Ruling 89-179, Meals
Section 12-426-29(c)(1) of the Regulations of Connecticut State Agencies reads in part as follows:
A. "Meals" do not include bulk sales of food products unless meant for consumption on or near the location of the seller. Examples of such bulk sales include the sale of ice cream in one-half gallon containers, whole pies, cold sliced meat sold by the pound and cold salads sold by the pound. Examples of sales which are not bulk sales include the sale of whole pizza pies and buckets of fried chicken.
B. & C. The sale of six donuts or more for take out in a donut shop would generally constitute a bulk sale. However, the sale of six donuts with six beverages would be considered the sale of six meals.
D. & E. Section 12-412(13) of the Connecticut General Statutes, as amended by Public Act No. 89-251 reads in part as follows:
"Meal" means food products which are furnished, prepared or served in such a form and in such portions that they are ready for immediate consumption. A meal as defined in this subsection includes food products which are sold on a "take out" or "to go" basis and which are actually packaged or wrapped. The sale of a meal, as defined in this subsection, is a taxable sale.

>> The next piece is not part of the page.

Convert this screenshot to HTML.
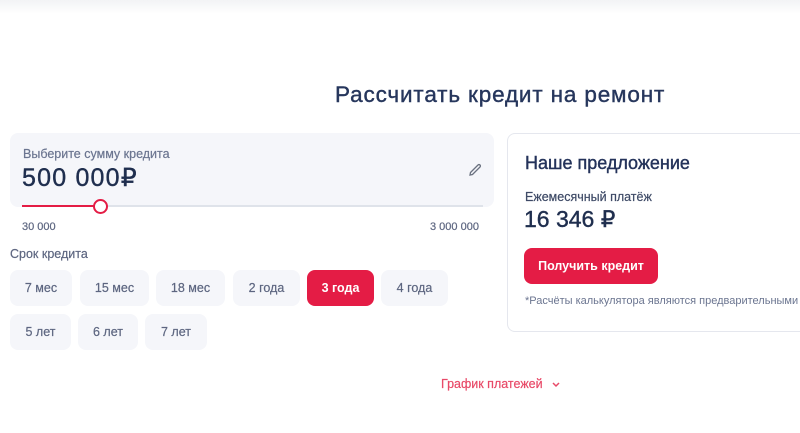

F. Section 12-412(9) of the Connecticut General Statutes provides an exemption from the sales of meals in a student cafeteria, dining hall, dormitory, fraternity or sorority maintained in a private, public or parochial school, college or university, to members of such institutions or organizations. The sales of three donuts to three students in a student cafeteria are exempt from sales and use tax, whereas the sales of three donuts to three students in a donut shop are subject to the tax.